El ave que tenía delante era una avoceta, un ave invernante que había tenido ocasión de fotografiar alguna vez y que al caminante le resultaba de una belleza asombrosa, por la singular curvatura de su pico. Parecía un ave adulta, por la intensidad del color negro de las franjas que atravesaban su plumaje blanco y cubrían su cabeza. Las patas eran largas, grises y delgadas. Por su tamaño y por su plumaje, las avocetas le recordaban al caminante a las cigüeñuelas, limícolas de similar estampa.  Como ellas, la avoceta acostumbraba a vadear las aguas someras de la marisma moviendo su pico de lado a lado, entregada a la búsqueda de insectos acuáticos, larvas, crustáceos, gusanos…Aprovechó pasa hacer algunas fotografías, antes de que  la avoceta se alejara hacia el interior de la marisma. El caminante se quedó solo, ufano de haber podido disfrutar durante unos minutos de la visión de tan apreciada ave. Era un pacto tácito el que tenía establecido con las aves de la marisma, no pedirles más de lo que ellas le daban durante unos instantes, siempre insuficientes pero siempre recibidos con agradecimiento. Guardó la cámara y continuó su paseo por los senderos de la marisma. Se resistía al impulso de girar la cabeza para intentar verla de nuevo, condicionado tal vez por el recuerdo de la feroz penitencia con que los dioses castigaron a Orfeo.

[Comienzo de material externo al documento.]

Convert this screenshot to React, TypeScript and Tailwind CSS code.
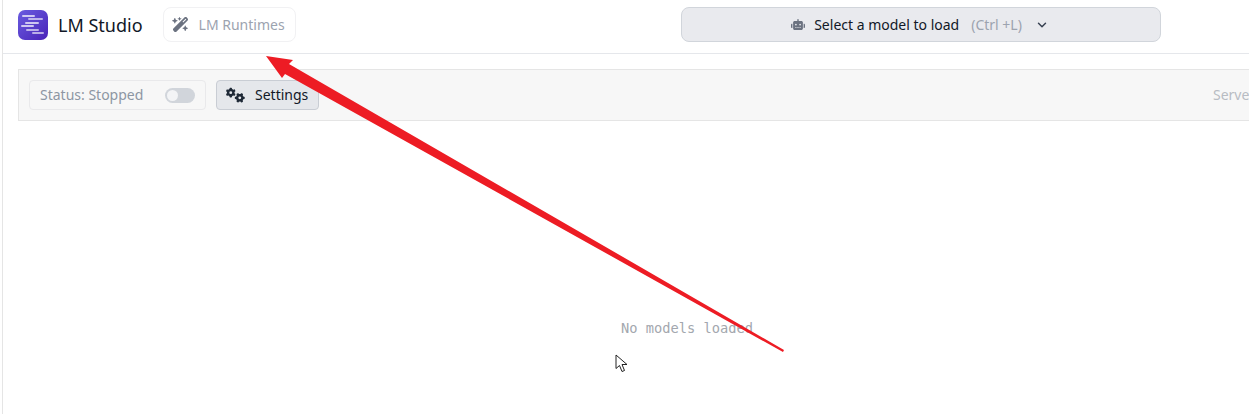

Tenía el caminante una debilidad por tirar del hilo de las palabras y esperaba con ansiedad el momento de llegar a su casa para buscar información sobre el origen del término avoceta; haría algunas llamadas telefónicas, consultaría algunos libros pero no le llevarían más allá de algunas etimologías que podrían ser populares pero cuya propuesta había terminado por complacer al caminante: avoceta podría derivar del italiano avosetta, pájaro agraciado. La probable inexactitud no incomodaba al caminante; la imprecisión, el error, el fallo de cálculo, la confusión…, pensaba él, contribuían generosamente  a la comprensión del mundo. El caminante siempre anduvo convencido de que los límites entre la realidad y la fantasía eran difusos, convencido de que tan buena literatura fantástica podría encontrar en un sesudo tratado sobre las leyes de la termodinámica como precisión científica en los versos de un atribulado poeta finisecular. El prodigio estaba en el ave y en el ave estaba su belleza; la palabra que la nombrara no era el ave y pensaba el caminante, recordando su paseo por la marisma aquella mañana en que encontró a la avoceta, que de tanto nombrarla, de tanto buscar su precisa nomenclatura y el porqué de la misma, podría perderla para siempre, como perdió el incauto Orfeo a la hermosa Eurídice.